Back to the meat — how does the majority reach their conclusion regarding injunctions? Well in III-A, the Court writes: “A universal injunction can be justified only as an exercise of equitable authority, yet Congress has granted federal courts no such power.”

The majority places great weight on the decision of Grupo Mexicano de Desarrollo, S. A. v. Alliance Bond Fund, Inc., 527 U. S. 308, 319 (1999) and its holding that Congress has only granted district court the authority to exercise the equitable authority “traditionally accorded by courts of equity” at our country’s inception. And so the Court moves into a history lesson where it concludes “Neither the universal injunction nor any analogous form of relief was available in the High Court of Chancery in England at the time of the founding.” The sentiment is repeated: “Nothing like a universal injunction was available at the founding, or for that matter, for more than a century thereafter. Thus, under the Judiciary Act, federal courts lack authority to issue them.”

JFC. Why is the Court so moored with life in 1776? Their refusal to consider the impracticality of seeking injunctive relief on–best case scenario–a district by district basis or–worst case scenario–person by person basis is infuriatingly short sighted. If you think I’m being a little dramatic about the possibility of person-by-person challenges regarding birthright citizenship, consider the Court’s conclusion: 

The Government’s applications to partially stay the preliminary injunctions are granted, but only to the extent that the injunctions are broader than necessary to provide complete relief to each plaintiff with standing to sue. The lower courts shall move expeditiously to ensure that, with respect to each plaintiff, the injunctions comport with this rule and otherwise comply with principles of equity.

Justice Alito’s concurring opinion emphasizes his interest in my worst-case-scenario approach. It’s devoted to his admonition that “Federal courts should … be vigilant” against “Lax enforcement of the requirements for third-party standing and [FRCP 23] class certification” because “potential abuses of these tools” “would create a potentially significant loophole to today’s decision.”

Stephen Miller will be downing the champagne at brunch. 

-KitJ

Postscript: the dissents.

Given my kvetching about the majority’s refusal to move past 1776, it should come as no surprise that this part of Justice Sotomayor’s dissent rang in my heart:

the majority fundamentally misunderstands the nature of equity by freezing in amber the precise remedies available at the time of the Judiciary Act. Even as it declares that “‘[e]quity is flexible,’” … the majority ignores the very flexibility that historically allowed equity to secure complete justice where the rigid forms of common law proved inadequate…. Adaptability has … always been at the equity’s core. 

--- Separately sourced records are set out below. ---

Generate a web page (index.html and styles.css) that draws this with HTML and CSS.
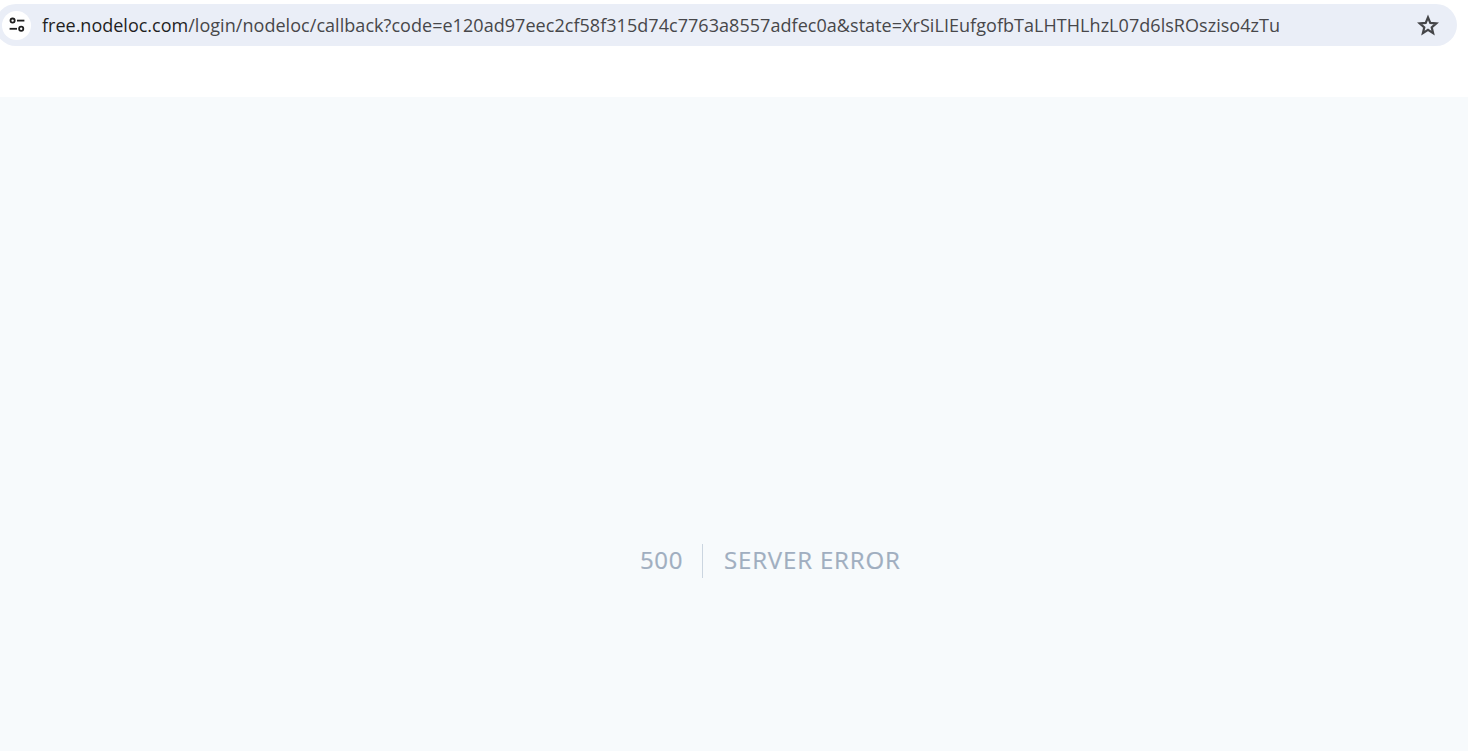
FILE: index.html
```html
<!DOCTYPE html>
<html lang="en">
<head>
<meta charset="utf-8">
<title>Server Error</title>
<link rel="stylesheet" href="styles.css">
</head>
<body>
<header class="chrome">
  <div class="omnibox">
    <span class="site-chip">
      <svg class="tune" width="16" height="16" viewBox="0 0 16 16" fill="none" stroke="#1f1f1f" stroke-width="1.8">
        <circle cx="3.6" cy="3.6" r="2.1"/>
        <path d="M8 3.6H15.4"/>
        <path d="M0.6 11.8H8"/>
        <circle cx="12.2" cy="11.8" r="2.1"/>
      </svg>
    </span>
    <span class="url"><span class="host">free.nodeloc.com</span>/login/nodeloc/callback?code=e120ad97eec2cf58f315d74c7763a8557adfec0a&amp;state=XrSiLIEufgofbTaLHTHLhzL07d6lsROsziso4zTu</span>
    <svg class="star" width="22" height="22" viewBox="0 0 22 22" fill="none" stroke="#444548" stroke-width="2.2" stroke-linejoin="miter">
      <path d="M11 3.4l2.3 5.5 6 .5-4.6 3.9 1.4 5.8L11 15.9l-5.1 3.2 1.4-5.8-4.6-3.9 6-.5z"/>
    </svg>
  </div>
</header>
<main class="page">
  <div class="error">
    <span class="code">500</span>
    <span class="message">SERVER ERROR</span>
  </div>
</main>
</body>
</html>
```
FILE: styles.css
```css
html, body {
  margin: 0;
  height: 100%;
  overflow: hidden;
  background: #ffffff;
}
body {
  display: flex;
  flex-direction: column;
}
.chrome {
  height: 97px;
  flex: none;
  padding: 4px 11px 0 0;
  box-sizing: border-box;
  overflow: hidden;
}
.omnibox {
  height: 42px;
  margin-left: -5px;
  padding: 0 18px 0 7px;
  border-radius: 21px;
  background: #eaeef7;
  display: flex;
  align-items: center;
}
.site-chip {
  width: 29px;
  height: 29px;
  border-radius: 50%;
  background: #ffffff;
  display: flex;
  align-items: center;
  justify-content: center;
  flex: none;
}
.url {
  margin-left: 11px;
  flex: 1;
  font-family: "Open Sans", "Noto Sans", sans-serif;
  font-size: 18px;
  line-height: 40px;
  color: #47474a;
  white-space: nowrap;
  letter-spacing: 0.046px;
}
.host {
  color: #1f1f1f;
  letter-spacing: 0;
}
.star {
  flex: none;
}
.page {
  flex: 1;
  background: #f7fafc;
  display: flex;
  align-items: flex-start;
  padding: 447px 0 0 640px;
  box-sizing: border-box;
}
.error {
  display: flex;
  align-items: stretch;
  font-family: "Open Sans", "Noto Sans", sans-serif;
  font-size: 24px;
  line-height: 32px;
  color: #a0aec0;
  -webkit-text-stroke: 0.2px #a0aec0;
}
.code {
  padding: 0 19px 2px 0;
  border-right: 1px solid #cbd5e0;
  letter-spacing: 0.6px;
}
.message {
  margin-left: 21px;
  padding-bottom: 2px;
  letter-spacing: 0.85px;
}
```
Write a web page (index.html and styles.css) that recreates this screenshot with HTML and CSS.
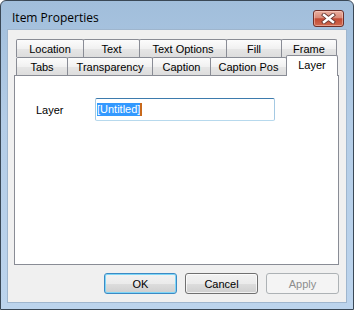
FILE: index.html
```html
<!DOCTYPE html>
<html>
<head>
<meta charset="utf-8">
<link rel="stylesheet" href="styles.css">
</head>
<body>
<div class="window">
  <div class="titlebar">
    <span class="title">Item Properties</span>
    <div class="close">
      <svg width="15" height="11" viewBox="0 0 15 11">
        <path d="M3 2 L12 9 M12 2 L3 9" stroke="#6a3a34" stroke-width="4.2" stroke-linecap="square" fill="none"/>
        <path d="M3 2 L12 9 M12 2 L3 9" stroke="#ffffff" stroke-width="2.4" stroke-linecap="square" fill="none"/>
      </svg>
    </div>
  </div>
  <div class="client">
    <div class="tabs">
      <div class="tabrow">
        <div class="tab w-location">Location</div>
        <div class="tab w-text">Text</div>
        <div class="tab w-textopt">Text Options</div>
        <div class="tab w-fill">Fill</div>
        <div class="tab w-frame">Frame</div>
      </div>
      <div class="tabrow">
        <div class="tab w-tabs">Tabs</div>
        <div class="tab w-transp">Transparency</div>
        <div class="tab w-caption">Caption</div>
        <div class="tab w-cappos">Caption Pos</div>
        <div class="tab w-layer selected">Layer</div>
      </div>
    </div>
    <div class="panel">
      <div class="field">
        <span class="label">Layer</span>
        <div class="input"><span class="sel">[Untitled]</span><span class="caret"></span></div>
      </div>
    </div>
    <div class="buttons">
      <div class="btn default">OK</div>
      <div class="btn">Cancel</div>
      <div class="btn disabled">Apply</div>
    </div>
  </div>
</div>
</body>
</html>
```
FILE: styles.css
```css
html, body {
  margin: 0;
  padding: 0;
  background: #ffffff;
}
.window {
  width: 354px;
  height: 310px;
  box-sizing: border-box;
  border: 1px solid #3a4856;
  border-radius: 6px 6px 0 0;
  background: linear-gradient(#a1bedb, #b4cde7 40%, #bcd4ed);
  display: flex;
  flex-direction: column;
  overflow: hidden;
}
.titlebar {
  height: 29px;
  display: flex;
  align-items: flex-start;
  flex-shrink: 0;
}
.title {
  font-family: "Open Sans", sans-serif;
  font-size: 12px;
  line-height: 16px;
  color: #000;
  margin: 9px 0 0 11px;
}
.close {
  margin: 9px 9px 0 auto;
  width: 31px;
  height: 17px;
  box-sizing: border-box;
  border: 1px solid #6d2f28;
  border-radius: 3px;
  background: linear-gradient(#eab0a0, #d98a78 45%, #c24a33 52%, #d06a50);
  box-shadow: inset 0 0 0 1px rgba(255, 220, 210, 0.45);
  display: flex;
  align-items: center;
  justify-content: center;
}
.close svg {
  display: block;
}
.client {
  margin: 0 7px 7px 7px;
  height: 272px;
  box-sizing: border-box;
  background: #f0f0f0;
  padding: 9px 7px 8px 6px;
  display: flex;
  flex-direction: column;
  box-shadow: 0 0 0 1px #9fb6ce;
}
.tabs {
  margin-left: 2px;
}
.tabrow {
  display: flex;
  height: 18px;
  align-items: flex-start;
}
.tab {
  box-sizing: border-box;
  height: 18px;
  border: 1px solid #898c95;
  border-bottom: none;
  border-radius: 2px 2px 0 0;
  margin-left: -1px;
  background: linear-gradient(#fcfcfc, #f1f1f1 50%, #e6e6e6 52%, #dddddd);
  font-family: "Liberation Sans", Arial, sans-serif;
  font-size: 11px;
  line-height: 1;
  color: #000;
  display: flex;
  align-items: center;
  justify-content: center;
  padding-top: 1px;
}
.tab:first-child {
  margin-left: 0;
}
.w-location { width: 68px; }
.w-text { width: 57px; }
.w-textopt { width: 88px; }
.w-fill { width: 56px; }
.w-frame { width: 56px; }
.w-tabs { width: 52px; }
.w-transp { width: 86px; }
.w-caption { width: 59px; }
.w-cappos { width: 77px; }
.w-layer { width: 52px; }
.tab.selected {
  height: 21px;
  margin-top: -2px;
  background: #ffffff;
  position: relative;
  z-index: 1;
  padding-top: 0;
  padding-bottom: 2px;
}
.panel {
  height: 190px;
  box-sizing: border-box;
  border: 1px solid #898c95;
  background: #ffffff;
  padding: 22px 0 0 21px;
}
.field {
  display: flex;
  align-items: center;
}
.label {
  width: 59px;
  font-family: "Liberation Sans", Arial, sans-serif;
  font-size: 11px;
  color: #000;
}
.input {
  width: 180px;
  height: 23px;
  box-sizing: border-box;
  border: 1px solid;
  border-color: #3d7bad #a4c9e3 #b7d9ed #a4c9e3;
  border-radius: 2px;
  padding: 0 0 0 1px;
  display: flex;
  align-items: center;
  background: #fff;
}
.sel {
  background: #3399ff;
  color: #ffffff;
  font-family: "Liberation Sans", Arial, sans-serif;
  font-size: 11px;
  line-height: 13px;
  height: 13px;
}
.caret {
  width: 2px;
  height: 13px;
  background: #c8691c;
}
.buttons {
  margin-top: 8px;
  display: flex;
  justify-content: flex-end;
  gap: 8px;
}
.btn {
  width: 73px;
  height: 21px;
  box-sizing: border-box;
  border: 1px solid #707070;
  border-radius: 3px;
  background: linear-gradient(#f2f2f2, #ebebeb 50%, #dddddd 52%, #cfcfcf);
  box-shadow: inset 0 0 0 1px rgba(255, 255, 255, 0.7);
  font-family: "Liberation Sans", Arial, sans-serif;
  font-size: 11px;
  color: #000;
  display: flex;
  align-items: center;
  justify-content: center;
}
.btn.default {
  border-color: #3c8ac4;
  box-shadow: inset 0 0 0 1px #7fd6f7;
}
.btn.disabled {
  border-color: #adb2b5;
  background: #f4f4f4;
  box-shadow: none;
  color: #8d8d8d;
}
```
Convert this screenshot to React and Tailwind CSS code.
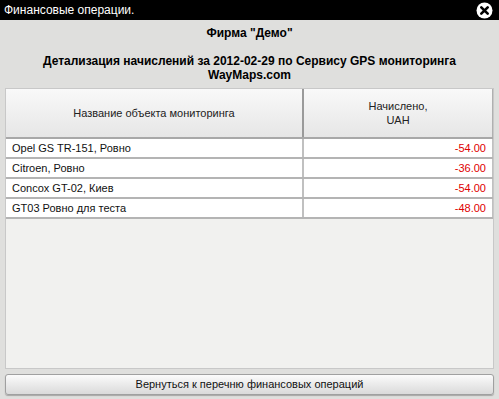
const rows = [
  { name: 'Opel GS TR-151, Ровно', sum: '-54.00' },
  { name: 'Citroen, Ровно', sum: '-36.00' },
  { name: 'Concox GT-02, Киев', sum: '-54.00' },
  { name: 'GT03 Ровно для теста', sum: '-48.00' },
]

export default function App() {
  return (
    <div className="w-[499px] h-[399px] flex flex-col bg-[#dfdfdd] font-['Liberation_Sans',Arial,sans-serif] overflow-hidden">
      {/* Title bar */}
      <div className="h-[20px] bg-black flex items-center justify-between pl-[4px] pr-[6px]">
        <span className="text-white text-[12px] leading-none">Финансовые операции.</span>
        <svg width="17" height="17" viewBox="0 0 17 17">
          <circle cx="8.5" cy="8.5" r="8" fill="#fff" />
          <path d="M5.3 5.3 L11.7 11.7 M11.7 5.3 L5.3 11.7" stroke="#000" strokeWidth="2.6" strokeLinecap="round" />
        </svg>
      </div>

      {/* Heading */}
      <div className="flex flex-col items-center pt-[6px] text-[12px] font-bold text-black leading-[14px]">
        <div>Фирма "Демо"</div>
        <div className="mt-[14px] text-center">
          Детализация начислений за 2012-02-29 по Сервису GPS мониторинга
          <br />
          WayMaps.com
        </div>
      </div>

      {/* Table */}
      <div className="mx-[5px] mt-[6px] h-[281px] bg-[#f1f1ef] border border-[#c8c8c8] flex flex-col">
        <div className="h-[50px] shrink-0 flex bg-gradient-to-b from-[#f9f9f9] to-[#e6e6e6] border-b-2 border-[#a8a8a8] text-[11px] text-[#222]">
          <div className="w-[298px] flex items-center justify-center border-r-2 border-[#9a9a9a]">
            Название объекта мониторинга
          </div>
          <div className="flex-1 flex flex-col items-center justify-center leading-[14px] border-r border-[#b0b0b0]">
            <span>Начислено,</span>
            <span>UAH</span>
          </div>
        </div>
        {rows.map((r) => (
          <div key={r.name} className="h-[20px] shrink-0 flex bg-white border-b-2 border-[#b4b4b4] text-[11px]">
            <div className="w-[298px] flex items-center pl-[6px] border-r-2 border-[#c0c0c0] text-[#111]">
              {r.name}
            </div>
            <div className="flex-1 flex items-center justify-end pr-[6px] text-[#e00000] border-r border-[#c0c0c0]">
              {r.sum}
            </div>
          </div>
        ))}
      </div>

      {/* Button */}
      <div className="mx-[5px] mt-[5px] h-[21px] rounded-[3px] border border-[#a0a0a0] bg-gradient-to-b from-[#fbfbfb] to-[#dadada] flex items-center justify-center text-[11px] text-[#111] shadow-[0_1px_1px_rgba(0,0,0,0.25)]">
        Вернуться к перечню финансовых операций
      </div>
    </div>
  )
}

I should note that these words are deep into Sotomayor’s dissent. She starts by eviscerating the government for “insisting it will suffer irreparable harm unless it can deprive at least some children born in the United States of citizenship,” noting that the EO itself is “patently unconstitutional.” She ends by critiquing the majority opinion as “nothing less than an open invitation for the Government to bypass the Constitution.” 

Justice Jackson has the last word. Her dissent is fierce. She starts by writing that “The Court’s decision to permit the Executive to violate the Constitution with respect to anyone who has not yet sued is an existential threat to the rule of law.” She continues:

It is important to recognize that the Executive’s bid to vanquish so-called “universal injunctions” is, at bottom, a request for this Court’s permission to engage in unlawful behavior. When the Government says “do not allow the lower courts to enjoin executive action universally as a remedy for unconstitutional conduct,” what it is actually saying is that the Executive wants to continue doing something that a court has determined violates the Constitution— please allow this. That is some solicitation. With its ruling today, the majority largely grants the Government’s wish. But, in my view, if this country is going to persist as a Nation of laws and not men, the Judiciary has no choice but to deny it.

The majority’s response? They find Justice Jackson’s reasoning “difficult to pin down.”